--- EXTRACTED RECORDS ---

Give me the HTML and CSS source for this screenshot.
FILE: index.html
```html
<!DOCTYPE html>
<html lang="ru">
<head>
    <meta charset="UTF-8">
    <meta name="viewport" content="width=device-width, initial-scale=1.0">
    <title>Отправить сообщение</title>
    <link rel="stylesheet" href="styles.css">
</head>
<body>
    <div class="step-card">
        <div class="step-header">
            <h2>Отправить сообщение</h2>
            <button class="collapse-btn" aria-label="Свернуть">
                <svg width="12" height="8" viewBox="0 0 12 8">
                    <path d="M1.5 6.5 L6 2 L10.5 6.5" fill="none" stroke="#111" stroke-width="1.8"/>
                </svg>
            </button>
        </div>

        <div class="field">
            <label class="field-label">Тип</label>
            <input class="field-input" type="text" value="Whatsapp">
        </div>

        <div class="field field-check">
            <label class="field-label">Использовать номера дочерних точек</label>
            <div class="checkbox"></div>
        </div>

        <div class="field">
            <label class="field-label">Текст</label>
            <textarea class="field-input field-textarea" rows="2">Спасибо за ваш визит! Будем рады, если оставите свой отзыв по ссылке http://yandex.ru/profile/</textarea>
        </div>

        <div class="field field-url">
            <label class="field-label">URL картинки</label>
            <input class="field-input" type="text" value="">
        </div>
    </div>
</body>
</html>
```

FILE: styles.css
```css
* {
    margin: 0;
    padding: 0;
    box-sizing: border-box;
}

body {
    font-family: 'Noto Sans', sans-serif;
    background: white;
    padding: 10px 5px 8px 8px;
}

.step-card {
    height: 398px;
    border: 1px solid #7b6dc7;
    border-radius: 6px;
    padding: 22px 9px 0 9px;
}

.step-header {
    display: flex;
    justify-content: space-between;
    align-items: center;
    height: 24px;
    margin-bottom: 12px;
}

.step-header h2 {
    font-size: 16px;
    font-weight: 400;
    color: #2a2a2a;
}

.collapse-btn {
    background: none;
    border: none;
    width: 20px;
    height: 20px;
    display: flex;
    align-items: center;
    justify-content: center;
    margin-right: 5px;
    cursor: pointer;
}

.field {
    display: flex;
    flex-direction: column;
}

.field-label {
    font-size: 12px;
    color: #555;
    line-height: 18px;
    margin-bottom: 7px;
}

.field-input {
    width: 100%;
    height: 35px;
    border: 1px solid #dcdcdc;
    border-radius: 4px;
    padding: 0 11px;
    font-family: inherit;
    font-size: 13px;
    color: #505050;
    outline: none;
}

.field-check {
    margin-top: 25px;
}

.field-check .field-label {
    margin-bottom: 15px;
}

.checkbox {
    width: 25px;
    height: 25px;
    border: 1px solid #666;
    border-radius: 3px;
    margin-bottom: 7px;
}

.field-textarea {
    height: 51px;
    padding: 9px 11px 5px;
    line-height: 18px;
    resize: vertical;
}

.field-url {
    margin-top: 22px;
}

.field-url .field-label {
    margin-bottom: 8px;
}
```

---
--- EXTRACTED RECORDS ---

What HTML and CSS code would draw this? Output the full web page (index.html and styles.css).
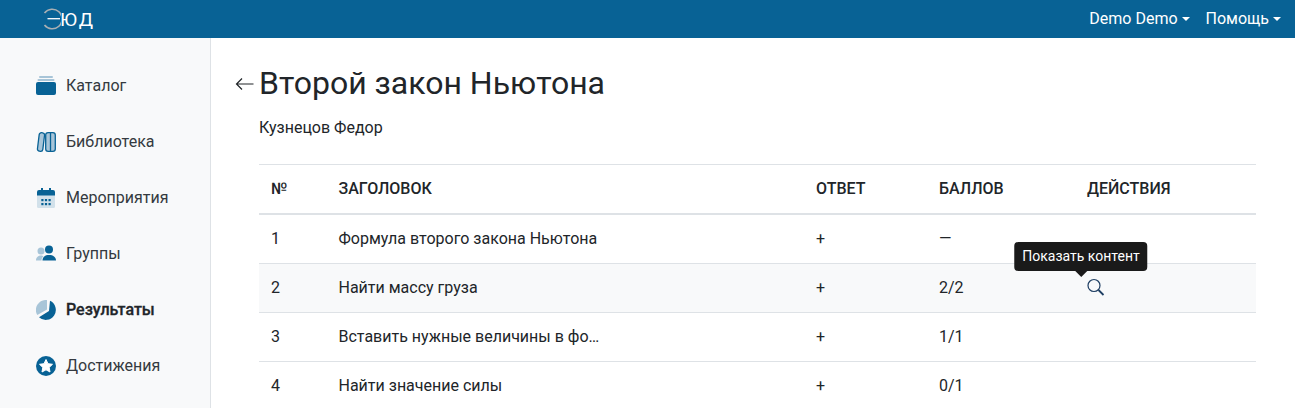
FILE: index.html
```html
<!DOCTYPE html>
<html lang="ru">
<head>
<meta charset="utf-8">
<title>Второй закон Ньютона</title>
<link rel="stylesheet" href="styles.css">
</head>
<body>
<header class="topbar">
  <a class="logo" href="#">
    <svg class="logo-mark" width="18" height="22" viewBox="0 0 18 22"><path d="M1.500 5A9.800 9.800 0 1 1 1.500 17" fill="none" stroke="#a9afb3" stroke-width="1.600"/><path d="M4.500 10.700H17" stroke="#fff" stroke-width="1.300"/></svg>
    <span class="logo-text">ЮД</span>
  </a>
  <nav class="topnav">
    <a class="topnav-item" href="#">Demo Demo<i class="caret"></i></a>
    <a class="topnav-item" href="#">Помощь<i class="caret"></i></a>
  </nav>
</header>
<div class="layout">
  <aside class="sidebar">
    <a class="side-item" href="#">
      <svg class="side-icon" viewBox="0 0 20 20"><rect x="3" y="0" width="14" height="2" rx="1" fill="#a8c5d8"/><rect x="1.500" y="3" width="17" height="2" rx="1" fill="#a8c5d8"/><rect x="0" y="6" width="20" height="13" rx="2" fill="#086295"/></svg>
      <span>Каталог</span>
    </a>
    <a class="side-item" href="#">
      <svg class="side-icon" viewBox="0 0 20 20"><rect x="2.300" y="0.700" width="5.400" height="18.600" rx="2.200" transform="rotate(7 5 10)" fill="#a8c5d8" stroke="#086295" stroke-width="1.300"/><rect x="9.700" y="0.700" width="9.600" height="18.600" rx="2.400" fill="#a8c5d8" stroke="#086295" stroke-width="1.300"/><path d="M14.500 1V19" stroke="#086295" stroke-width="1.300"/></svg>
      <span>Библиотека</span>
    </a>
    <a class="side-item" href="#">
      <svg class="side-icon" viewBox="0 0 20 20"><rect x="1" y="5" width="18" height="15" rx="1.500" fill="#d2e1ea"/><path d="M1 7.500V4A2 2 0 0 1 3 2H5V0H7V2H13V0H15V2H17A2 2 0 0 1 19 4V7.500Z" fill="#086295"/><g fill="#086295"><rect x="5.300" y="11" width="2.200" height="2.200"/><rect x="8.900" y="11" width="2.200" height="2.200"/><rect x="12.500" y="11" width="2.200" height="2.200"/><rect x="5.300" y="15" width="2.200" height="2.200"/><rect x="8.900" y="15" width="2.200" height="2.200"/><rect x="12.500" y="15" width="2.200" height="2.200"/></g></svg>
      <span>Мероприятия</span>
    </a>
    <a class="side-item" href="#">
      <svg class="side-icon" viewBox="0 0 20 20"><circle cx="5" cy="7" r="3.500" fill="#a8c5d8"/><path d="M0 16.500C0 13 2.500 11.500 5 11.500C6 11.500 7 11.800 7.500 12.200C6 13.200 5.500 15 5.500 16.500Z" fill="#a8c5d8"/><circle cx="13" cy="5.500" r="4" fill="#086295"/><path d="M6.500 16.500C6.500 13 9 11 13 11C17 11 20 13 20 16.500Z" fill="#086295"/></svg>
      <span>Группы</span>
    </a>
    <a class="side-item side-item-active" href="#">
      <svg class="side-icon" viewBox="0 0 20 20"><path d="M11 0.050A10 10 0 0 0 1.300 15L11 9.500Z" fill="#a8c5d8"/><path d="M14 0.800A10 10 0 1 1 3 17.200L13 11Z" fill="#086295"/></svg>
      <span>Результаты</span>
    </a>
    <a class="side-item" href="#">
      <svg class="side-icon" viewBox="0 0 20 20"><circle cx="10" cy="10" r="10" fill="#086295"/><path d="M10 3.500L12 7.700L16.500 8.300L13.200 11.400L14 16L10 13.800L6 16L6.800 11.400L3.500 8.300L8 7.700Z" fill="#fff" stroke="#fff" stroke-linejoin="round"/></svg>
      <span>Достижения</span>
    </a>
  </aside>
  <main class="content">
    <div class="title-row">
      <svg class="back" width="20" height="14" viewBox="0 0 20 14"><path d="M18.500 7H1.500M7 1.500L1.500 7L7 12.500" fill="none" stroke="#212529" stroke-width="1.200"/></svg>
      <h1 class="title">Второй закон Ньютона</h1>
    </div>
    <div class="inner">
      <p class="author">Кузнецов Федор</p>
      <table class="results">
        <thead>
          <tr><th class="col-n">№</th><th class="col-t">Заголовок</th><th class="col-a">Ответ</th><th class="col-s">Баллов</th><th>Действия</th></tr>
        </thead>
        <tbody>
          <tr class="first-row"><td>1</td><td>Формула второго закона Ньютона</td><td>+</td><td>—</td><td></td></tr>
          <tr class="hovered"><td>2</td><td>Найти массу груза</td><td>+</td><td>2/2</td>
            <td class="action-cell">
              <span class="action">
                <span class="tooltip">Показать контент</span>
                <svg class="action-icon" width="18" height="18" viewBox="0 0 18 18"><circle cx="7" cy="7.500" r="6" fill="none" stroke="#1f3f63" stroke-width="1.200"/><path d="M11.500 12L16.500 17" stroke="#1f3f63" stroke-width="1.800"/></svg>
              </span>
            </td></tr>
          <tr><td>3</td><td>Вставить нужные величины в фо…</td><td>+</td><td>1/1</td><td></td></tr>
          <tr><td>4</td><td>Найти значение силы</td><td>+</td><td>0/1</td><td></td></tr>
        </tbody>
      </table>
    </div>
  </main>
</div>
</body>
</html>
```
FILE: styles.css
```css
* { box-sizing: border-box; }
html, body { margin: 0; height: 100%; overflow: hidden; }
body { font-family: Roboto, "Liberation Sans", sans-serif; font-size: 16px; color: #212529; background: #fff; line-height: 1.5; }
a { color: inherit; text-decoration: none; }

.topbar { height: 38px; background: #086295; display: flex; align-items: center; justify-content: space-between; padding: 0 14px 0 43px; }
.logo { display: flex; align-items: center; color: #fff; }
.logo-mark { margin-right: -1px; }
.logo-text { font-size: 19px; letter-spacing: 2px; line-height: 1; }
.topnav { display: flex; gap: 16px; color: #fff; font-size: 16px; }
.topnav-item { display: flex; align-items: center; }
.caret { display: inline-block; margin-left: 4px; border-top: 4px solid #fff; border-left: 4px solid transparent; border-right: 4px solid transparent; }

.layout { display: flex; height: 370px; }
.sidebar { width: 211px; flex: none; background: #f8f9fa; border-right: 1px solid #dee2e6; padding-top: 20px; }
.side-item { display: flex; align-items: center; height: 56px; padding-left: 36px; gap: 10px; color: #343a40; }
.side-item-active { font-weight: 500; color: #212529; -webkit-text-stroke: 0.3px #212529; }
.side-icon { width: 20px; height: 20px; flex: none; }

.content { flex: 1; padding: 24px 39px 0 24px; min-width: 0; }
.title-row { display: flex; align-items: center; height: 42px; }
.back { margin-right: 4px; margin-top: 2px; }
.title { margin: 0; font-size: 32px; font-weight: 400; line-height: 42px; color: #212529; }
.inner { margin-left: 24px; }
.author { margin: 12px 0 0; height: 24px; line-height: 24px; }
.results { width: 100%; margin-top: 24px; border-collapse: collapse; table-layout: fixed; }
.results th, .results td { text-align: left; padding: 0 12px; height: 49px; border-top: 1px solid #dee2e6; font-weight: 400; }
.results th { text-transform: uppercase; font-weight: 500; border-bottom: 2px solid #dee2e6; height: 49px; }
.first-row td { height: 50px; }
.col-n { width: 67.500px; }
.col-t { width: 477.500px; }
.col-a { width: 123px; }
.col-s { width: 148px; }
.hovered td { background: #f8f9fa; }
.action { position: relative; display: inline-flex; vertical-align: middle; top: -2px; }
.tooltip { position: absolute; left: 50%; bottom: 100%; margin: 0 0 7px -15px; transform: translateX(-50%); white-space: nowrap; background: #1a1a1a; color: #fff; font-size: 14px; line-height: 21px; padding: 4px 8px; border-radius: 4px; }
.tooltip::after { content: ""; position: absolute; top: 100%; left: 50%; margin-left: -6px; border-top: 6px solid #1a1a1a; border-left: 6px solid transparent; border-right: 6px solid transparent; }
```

---
--- EXTRACTED RECORDS ---

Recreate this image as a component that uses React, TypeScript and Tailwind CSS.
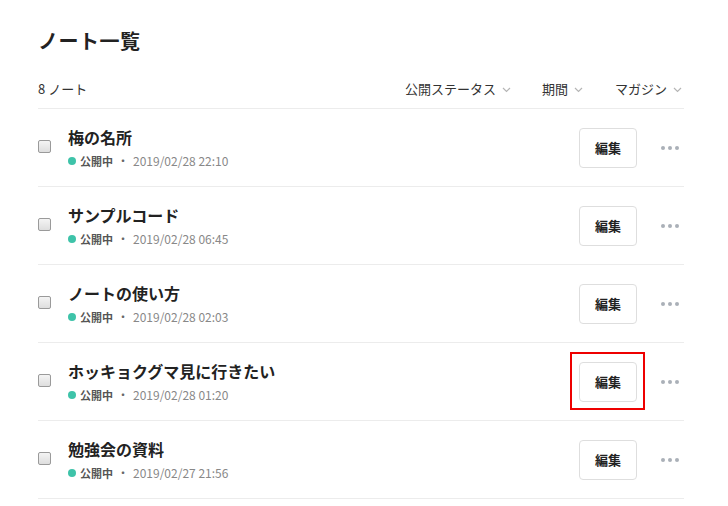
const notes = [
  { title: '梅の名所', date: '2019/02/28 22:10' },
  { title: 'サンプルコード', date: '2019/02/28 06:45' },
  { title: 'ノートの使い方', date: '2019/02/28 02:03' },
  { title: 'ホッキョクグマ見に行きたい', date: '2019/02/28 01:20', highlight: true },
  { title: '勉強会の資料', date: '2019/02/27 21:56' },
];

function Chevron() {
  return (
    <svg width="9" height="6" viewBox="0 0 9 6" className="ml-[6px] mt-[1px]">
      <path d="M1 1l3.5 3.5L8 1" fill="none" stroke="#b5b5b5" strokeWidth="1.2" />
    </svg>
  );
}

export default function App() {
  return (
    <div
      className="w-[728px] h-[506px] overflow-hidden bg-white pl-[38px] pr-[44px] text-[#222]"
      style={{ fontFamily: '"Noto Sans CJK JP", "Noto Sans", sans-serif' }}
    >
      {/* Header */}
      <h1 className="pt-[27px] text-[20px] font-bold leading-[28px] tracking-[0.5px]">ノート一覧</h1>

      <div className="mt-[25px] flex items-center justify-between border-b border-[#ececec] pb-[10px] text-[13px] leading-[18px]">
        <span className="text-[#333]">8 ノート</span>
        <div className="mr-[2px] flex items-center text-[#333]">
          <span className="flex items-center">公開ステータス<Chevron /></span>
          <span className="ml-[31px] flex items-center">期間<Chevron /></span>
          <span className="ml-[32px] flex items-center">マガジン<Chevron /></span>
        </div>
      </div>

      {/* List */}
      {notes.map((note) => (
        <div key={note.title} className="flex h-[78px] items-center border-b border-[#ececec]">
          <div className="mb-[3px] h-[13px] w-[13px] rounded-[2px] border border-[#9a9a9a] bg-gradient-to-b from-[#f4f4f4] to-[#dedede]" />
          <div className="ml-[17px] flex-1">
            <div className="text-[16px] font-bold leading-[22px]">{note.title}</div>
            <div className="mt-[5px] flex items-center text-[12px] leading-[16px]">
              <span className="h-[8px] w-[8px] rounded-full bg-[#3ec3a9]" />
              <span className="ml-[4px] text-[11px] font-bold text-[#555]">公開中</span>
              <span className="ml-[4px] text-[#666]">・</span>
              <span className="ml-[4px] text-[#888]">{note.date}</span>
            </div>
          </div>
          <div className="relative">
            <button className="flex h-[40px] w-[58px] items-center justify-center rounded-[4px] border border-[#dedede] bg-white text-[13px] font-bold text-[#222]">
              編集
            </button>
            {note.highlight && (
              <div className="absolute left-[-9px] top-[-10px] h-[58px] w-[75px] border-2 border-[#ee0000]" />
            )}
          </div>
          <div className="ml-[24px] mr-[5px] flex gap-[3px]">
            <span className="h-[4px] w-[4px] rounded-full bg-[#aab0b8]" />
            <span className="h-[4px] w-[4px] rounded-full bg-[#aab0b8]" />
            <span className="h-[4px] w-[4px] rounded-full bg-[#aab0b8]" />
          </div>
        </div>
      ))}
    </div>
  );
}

---

§ AIM OF THE EXERCISE:
Select the lines that carry the string "styles" and copy them.

§ CORRECT RESPONSE:
    <link rel="stylesheet" href="styles.css">
FILE: styles.css
What HTML and CSS code would draw this? Output the full web page (index.html and styles.css).
<link rel="stylesheet" href="styles.css">
FILE: styles.css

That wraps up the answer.